- GIVEN REQUEST -
Single out the lines of the material that contain "with" and copy them.
## begin
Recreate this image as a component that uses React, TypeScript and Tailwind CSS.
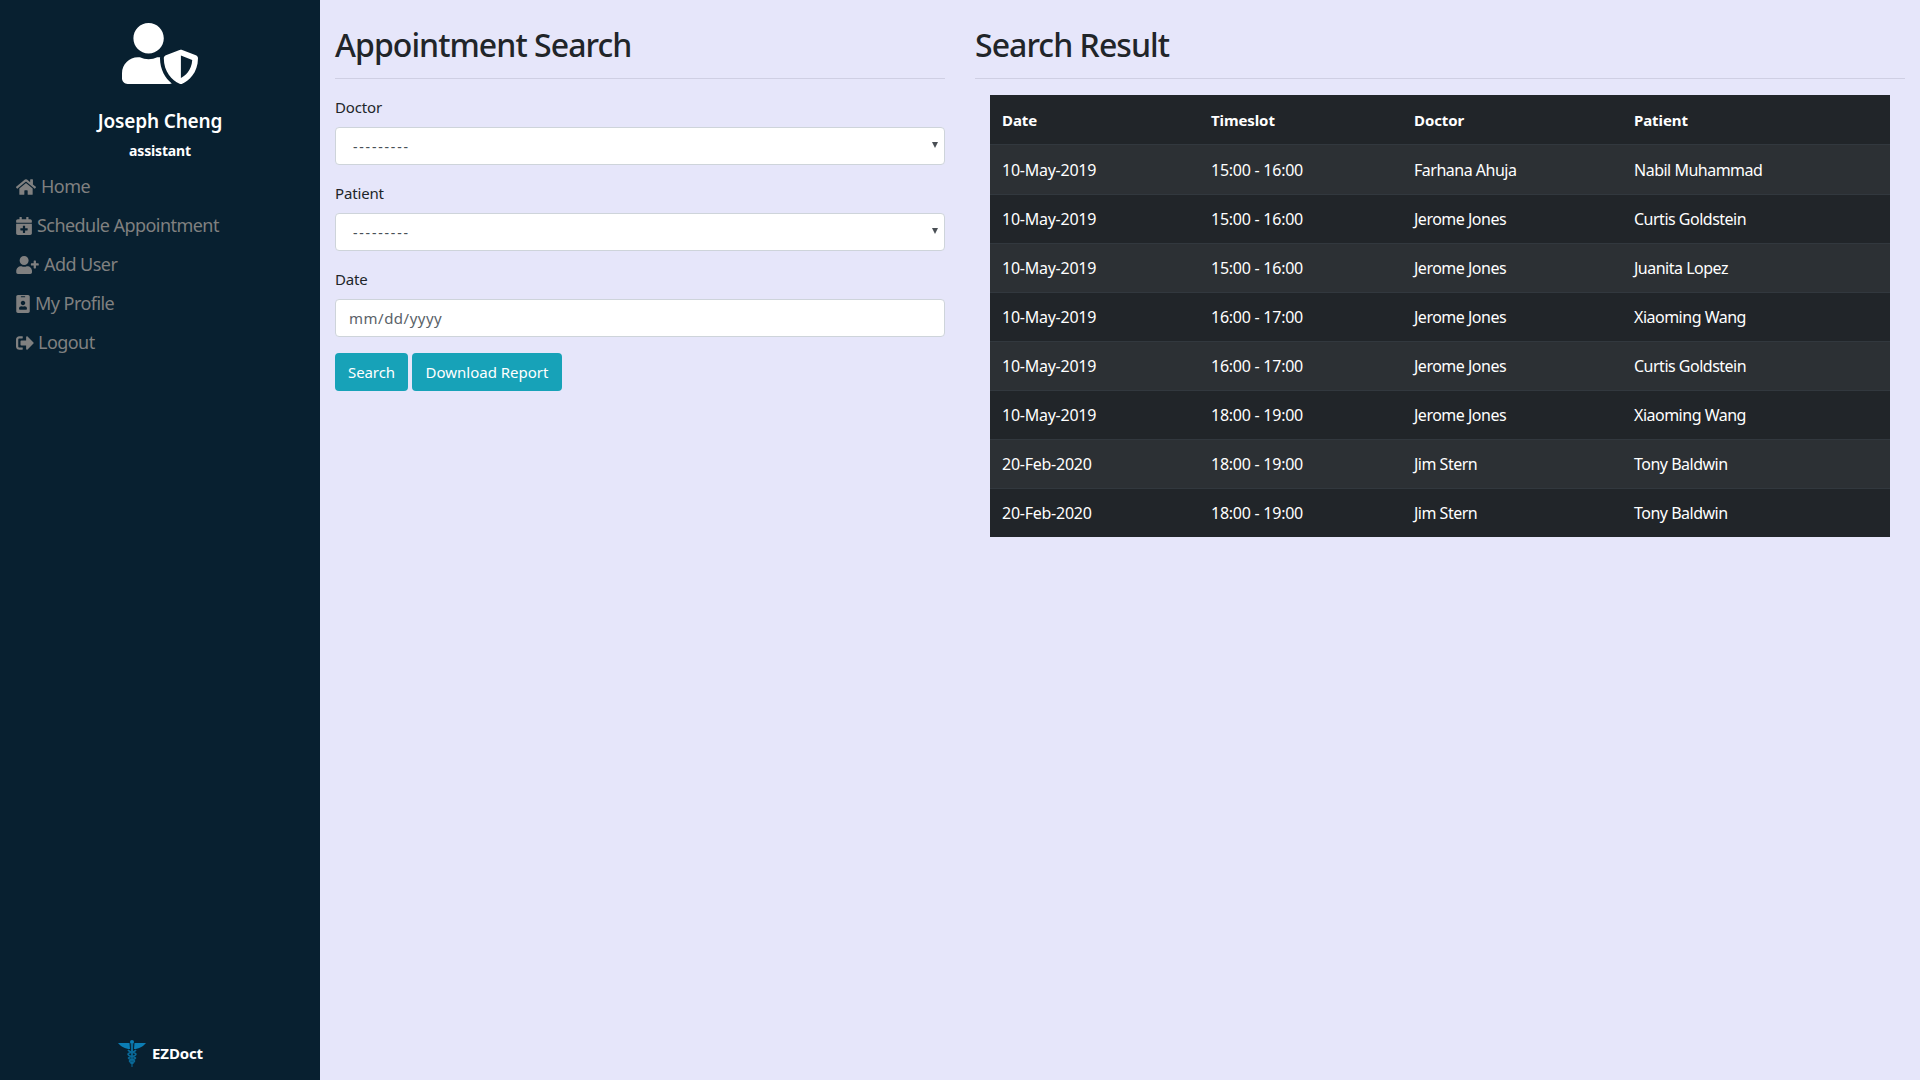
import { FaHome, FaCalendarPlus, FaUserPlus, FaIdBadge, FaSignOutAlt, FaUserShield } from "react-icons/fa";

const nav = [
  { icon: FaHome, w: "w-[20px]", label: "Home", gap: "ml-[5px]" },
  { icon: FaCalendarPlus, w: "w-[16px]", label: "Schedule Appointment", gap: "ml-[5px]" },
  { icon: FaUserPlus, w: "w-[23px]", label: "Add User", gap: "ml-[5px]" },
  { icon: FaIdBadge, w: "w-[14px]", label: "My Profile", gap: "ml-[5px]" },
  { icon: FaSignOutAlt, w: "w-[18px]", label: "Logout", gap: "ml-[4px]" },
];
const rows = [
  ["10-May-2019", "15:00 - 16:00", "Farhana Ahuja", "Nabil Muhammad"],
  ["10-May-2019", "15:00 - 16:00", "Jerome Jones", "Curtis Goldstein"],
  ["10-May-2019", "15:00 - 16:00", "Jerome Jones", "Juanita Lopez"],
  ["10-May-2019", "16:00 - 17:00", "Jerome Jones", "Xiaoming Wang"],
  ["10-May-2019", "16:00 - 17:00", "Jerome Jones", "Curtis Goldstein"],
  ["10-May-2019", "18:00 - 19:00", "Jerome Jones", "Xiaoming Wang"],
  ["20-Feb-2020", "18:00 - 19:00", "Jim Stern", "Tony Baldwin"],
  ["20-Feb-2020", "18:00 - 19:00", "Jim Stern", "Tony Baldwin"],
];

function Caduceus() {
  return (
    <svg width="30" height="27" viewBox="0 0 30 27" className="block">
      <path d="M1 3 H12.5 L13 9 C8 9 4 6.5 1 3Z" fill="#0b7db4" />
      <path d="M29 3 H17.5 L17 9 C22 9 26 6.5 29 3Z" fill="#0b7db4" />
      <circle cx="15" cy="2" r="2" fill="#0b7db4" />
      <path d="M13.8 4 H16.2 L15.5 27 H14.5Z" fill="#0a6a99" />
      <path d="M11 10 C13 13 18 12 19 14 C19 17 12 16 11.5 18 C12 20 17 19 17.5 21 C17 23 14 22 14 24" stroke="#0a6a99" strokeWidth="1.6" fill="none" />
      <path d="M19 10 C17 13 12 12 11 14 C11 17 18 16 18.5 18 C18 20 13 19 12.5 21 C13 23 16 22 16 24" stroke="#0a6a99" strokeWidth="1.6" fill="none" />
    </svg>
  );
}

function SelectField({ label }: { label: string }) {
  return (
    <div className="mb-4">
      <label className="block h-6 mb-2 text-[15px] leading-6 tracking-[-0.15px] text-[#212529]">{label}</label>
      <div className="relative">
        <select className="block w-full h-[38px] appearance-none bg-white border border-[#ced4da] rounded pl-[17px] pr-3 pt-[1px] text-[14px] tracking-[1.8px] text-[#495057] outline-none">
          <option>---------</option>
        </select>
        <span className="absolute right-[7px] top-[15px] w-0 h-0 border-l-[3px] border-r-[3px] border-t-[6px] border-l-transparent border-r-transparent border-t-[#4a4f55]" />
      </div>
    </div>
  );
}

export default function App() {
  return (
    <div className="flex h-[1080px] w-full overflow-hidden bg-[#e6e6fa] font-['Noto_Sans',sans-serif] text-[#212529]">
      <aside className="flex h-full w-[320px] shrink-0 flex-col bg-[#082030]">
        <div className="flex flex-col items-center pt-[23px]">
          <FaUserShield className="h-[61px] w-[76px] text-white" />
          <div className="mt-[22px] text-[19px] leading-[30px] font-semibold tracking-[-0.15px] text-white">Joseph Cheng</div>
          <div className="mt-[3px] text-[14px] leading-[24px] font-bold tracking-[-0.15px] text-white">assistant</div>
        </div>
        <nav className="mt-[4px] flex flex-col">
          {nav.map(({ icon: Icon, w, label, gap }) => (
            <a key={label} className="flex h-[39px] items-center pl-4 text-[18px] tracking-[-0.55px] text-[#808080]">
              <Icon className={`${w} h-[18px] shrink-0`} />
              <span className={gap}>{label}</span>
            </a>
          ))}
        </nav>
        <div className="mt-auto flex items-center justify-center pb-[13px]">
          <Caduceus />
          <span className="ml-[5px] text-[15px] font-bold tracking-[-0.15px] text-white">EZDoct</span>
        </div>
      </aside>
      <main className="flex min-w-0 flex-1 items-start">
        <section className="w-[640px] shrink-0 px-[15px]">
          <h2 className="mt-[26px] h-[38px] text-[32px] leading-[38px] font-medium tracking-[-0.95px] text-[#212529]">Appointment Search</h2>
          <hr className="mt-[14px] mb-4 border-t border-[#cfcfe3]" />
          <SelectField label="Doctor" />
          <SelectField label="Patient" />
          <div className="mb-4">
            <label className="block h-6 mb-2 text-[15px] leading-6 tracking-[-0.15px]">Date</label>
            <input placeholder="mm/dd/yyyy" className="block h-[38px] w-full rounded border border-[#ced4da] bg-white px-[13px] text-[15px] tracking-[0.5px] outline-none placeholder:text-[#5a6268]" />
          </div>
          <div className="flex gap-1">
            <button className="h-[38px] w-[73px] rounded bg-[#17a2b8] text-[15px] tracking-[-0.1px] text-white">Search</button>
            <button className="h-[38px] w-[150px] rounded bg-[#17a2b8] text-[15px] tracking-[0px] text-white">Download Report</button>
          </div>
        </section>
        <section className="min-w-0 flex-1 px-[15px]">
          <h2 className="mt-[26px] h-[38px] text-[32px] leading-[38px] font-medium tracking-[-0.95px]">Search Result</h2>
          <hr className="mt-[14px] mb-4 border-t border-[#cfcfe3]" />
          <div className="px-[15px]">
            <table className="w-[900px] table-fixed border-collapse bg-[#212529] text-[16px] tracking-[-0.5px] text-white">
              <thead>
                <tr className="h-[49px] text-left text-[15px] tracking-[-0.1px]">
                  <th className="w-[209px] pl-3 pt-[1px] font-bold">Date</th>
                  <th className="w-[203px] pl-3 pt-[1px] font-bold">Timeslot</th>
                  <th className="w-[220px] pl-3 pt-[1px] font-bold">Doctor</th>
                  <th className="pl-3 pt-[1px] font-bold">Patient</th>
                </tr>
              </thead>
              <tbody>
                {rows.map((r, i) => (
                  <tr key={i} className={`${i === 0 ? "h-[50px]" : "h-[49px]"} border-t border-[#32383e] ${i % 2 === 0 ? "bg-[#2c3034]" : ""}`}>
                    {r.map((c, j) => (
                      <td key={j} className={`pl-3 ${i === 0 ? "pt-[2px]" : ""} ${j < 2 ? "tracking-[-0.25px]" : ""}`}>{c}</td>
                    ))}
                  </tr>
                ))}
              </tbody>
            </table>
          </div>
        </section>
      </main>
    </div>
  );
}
## end
## begin
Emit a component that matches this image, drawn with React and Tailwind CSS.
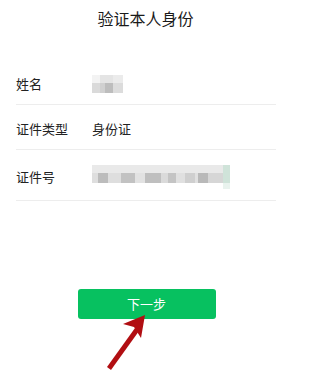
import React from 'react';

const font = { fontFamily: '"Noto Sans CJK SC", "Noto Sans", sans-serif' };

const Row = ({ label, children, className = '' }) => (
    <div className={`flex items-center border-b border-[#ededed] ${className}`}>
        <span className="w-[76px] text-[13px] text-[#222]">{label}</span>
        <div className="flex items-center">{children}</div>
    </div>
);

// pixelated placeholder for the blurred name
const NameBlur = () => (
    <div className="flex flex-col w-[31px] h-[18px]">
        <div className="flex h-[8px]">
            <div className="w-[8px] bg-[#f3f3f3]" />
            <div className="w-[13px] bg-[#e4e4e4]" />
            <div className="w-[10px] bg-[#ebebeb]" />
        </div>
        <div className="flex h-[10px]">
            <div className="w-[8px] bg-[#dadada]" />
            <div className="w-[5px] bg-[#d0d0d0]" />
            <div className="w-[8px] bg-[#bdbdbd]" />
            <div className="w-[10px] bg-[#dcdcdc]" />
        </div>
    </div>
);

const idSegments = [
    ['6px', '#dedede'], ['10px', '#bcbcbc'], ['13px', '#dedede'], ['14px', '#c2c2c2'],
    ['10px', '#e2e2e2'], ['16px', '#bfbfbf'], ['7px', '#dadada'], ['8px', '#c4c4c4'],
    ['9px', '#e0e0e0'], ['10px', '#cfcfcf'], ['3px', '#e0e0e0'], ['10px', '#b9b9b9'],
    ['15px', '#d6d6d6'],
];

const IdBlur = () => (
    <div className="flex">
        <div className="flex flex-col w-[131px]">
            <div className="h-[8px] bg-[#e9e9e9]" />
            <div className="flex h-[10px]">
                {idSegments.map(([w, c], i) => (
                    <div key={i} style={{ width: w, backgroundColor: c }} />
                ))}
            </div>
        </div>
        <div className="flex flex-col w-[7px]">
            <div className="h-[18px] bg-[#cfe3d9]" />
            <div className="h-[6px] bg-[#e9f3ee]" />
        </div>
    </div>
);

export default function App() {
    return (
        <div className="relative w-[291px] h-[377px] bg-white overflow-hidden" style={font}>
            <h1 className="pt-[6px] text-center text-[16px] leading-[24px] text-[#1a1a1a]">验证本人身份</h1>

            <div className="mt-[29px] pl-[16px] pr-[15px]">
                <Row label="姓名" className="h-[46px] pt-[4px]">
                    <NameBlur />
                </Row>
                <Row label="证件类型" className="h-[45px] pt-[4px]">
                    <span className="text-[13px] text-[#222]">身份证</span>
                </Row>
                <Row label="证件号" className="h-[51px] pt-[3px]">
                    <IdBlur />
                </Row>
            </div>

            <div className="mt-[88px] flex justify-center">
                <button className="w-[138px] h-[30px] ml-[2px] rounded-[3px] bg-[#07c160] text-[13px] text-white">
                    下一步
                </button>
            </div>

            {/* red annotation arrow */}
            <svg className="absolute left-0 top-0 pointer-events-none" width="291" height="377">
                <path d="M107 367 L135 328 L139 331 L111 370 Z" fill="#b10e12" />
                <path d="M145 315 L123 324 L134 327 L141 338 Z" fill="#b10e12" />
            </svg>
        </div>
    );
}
## end
## begin
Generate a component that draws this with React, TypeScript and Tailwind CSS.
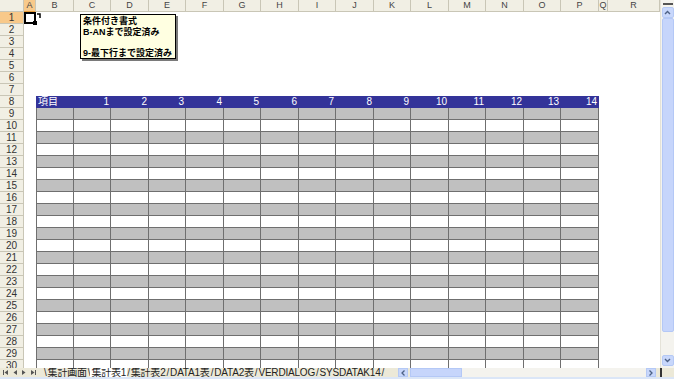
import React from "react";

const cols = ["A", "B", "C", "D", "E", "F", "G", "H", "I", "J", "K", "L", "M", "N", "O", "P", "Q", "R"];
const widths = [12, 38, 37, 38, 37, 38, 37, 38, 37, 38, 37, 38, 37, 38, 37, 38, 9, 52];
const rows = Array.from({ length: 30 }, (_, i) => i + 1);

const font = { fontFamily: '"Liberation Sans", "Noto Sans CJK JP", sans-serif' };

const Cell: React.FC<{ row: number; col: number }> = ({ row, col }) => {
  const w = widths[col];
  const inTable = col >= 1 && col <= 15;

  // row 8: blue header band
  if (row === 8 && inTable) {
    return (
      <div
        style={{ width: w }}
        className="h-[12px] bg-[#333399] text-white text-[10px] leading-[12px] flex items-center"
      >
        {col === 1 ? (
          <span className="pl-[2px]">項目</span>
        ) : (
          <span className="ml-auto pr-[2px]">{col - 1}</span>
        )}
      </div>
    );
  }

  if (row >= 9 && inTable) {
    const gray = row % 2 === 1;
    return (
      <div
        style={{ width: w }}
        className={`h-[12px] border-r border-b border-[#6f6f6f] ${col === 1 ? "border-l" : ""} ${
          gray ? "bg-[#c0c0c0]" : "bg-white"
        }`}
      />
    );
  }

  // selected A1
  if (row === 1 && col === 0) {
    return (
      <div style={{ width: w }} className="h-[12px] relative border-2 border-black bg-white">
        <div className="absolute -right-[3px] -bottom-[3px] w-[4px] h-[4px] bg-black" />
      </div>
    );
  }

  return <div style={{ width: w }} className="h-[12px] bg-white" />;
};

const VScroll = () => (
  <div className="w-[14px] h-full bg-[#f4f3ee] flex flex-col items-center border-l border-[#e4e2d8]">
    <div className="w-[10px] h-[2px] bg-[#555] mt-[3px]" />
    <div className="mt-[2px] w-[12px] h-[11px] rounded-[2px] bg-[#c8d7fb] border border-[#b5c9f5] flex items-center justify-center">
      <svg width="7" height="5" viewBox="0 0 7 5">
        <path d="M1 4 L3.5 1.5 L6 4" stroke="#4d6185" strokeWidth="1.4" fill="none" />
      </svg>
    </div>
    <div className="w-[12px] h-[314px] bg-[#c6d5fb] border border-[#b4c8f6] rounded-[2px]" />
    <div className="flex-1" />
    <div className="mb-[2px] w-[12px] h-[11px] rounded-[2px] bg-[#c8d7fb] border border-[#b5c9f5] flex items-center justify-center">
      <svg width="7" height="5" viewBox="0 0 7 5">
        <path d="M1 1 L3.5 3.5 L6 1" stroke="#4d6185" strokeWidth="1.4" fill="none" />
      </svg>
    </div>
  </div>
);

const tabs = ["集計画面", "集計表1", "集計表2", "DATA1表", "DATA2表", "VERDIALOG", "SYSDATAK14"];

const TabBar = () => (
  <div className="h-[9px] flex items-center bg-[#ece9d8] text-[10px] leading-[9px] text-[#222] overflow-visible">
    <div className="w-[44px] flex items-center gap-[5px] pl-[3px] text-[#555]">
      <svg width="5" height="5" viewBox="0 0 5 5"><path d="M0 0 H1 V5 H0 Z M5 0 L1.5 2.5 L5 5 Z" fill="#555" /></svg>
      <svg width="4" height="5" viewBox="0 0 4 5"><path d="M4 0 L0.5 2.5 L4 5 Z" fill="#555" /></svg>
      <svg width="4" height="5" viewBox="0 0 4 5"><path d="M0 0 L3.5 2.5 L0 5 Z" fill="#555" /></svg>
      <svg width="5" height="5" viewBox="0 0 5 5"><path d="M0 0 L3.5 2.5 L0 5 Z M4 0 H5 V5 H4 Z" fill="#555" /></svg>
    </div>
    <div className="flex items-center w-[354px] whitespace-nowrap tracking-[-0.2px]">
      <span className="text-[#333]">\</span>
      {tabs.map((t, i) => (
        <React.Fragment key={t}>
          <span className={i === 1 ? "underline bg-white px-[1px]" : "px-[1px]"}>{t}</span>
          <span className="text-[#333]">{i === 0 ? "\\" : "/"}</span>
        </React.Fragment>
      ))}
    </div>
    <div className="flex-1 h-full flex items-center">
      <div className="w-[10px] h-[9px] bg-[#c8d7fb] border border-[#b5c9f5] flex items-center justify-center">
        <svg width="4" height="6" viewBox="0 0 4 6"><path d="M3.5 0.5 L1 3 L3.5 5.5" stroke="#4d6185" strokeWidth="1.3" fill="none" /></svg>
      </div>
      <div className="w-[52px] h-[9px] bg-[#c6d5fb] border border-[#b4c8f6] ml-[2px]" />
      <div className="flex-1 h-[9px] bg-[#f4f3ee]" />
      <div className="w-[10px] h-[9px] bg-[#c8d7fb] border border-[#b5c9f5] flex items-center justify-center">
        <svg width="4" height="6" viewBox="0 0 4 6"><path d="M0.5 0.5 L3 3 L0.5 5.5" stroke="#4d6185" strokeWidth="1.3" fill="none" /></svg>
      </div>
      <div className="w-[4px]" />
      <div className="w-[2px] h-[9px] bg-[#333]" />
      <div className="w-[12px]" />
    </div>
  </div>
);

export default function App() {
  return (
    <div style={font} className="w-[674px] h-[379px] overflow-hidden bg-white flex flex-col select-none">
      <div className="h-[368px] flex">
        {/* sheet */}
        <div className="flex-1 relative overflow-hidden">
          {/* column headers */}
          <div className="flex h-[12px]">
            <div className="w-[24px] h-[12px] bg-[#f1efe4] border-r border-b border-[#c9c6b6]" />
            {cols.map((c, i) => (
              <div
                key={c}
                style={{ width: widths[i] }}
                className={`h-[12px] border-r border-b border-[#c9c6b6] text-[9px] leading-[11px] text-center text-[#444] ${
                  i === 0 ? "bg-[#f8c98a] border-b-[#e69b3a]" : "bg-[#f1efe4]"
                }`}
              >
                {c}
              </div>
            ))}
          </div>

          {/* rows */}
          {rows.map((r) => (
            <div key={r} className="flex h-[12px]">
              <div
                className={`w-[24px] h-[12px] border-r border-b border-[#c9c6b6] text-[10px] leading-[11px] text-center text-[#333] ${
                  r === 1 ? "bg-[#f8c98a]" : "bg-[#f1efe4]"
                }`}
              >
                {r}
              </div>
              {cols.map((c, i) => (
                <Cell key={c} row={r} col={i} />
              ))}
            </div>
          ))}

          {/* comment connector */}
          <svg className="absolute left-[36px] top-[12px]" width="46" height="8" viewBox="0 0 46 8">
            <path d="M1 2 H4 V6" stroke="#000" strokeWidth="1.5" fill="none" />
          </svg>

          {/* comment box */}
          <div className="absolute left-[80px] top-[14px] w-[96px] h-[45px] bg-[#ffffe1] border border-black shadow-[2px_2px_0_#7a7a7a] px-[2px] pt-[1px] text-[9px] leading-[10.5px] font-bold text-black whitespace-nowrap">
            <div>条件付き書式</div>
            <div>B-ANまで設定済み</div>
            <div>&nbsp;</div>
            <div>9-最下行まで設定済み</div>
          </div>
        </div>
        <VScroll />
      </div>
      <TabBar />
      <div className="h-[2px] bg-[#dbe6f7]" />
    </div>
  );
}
## end
- ANSWER TO THIS PROBLEM -
Emit a component that matches this image, drawn with React and Tailwind CSS.
Generate a component that draws this with React, TypeScript and Tailwind CSS.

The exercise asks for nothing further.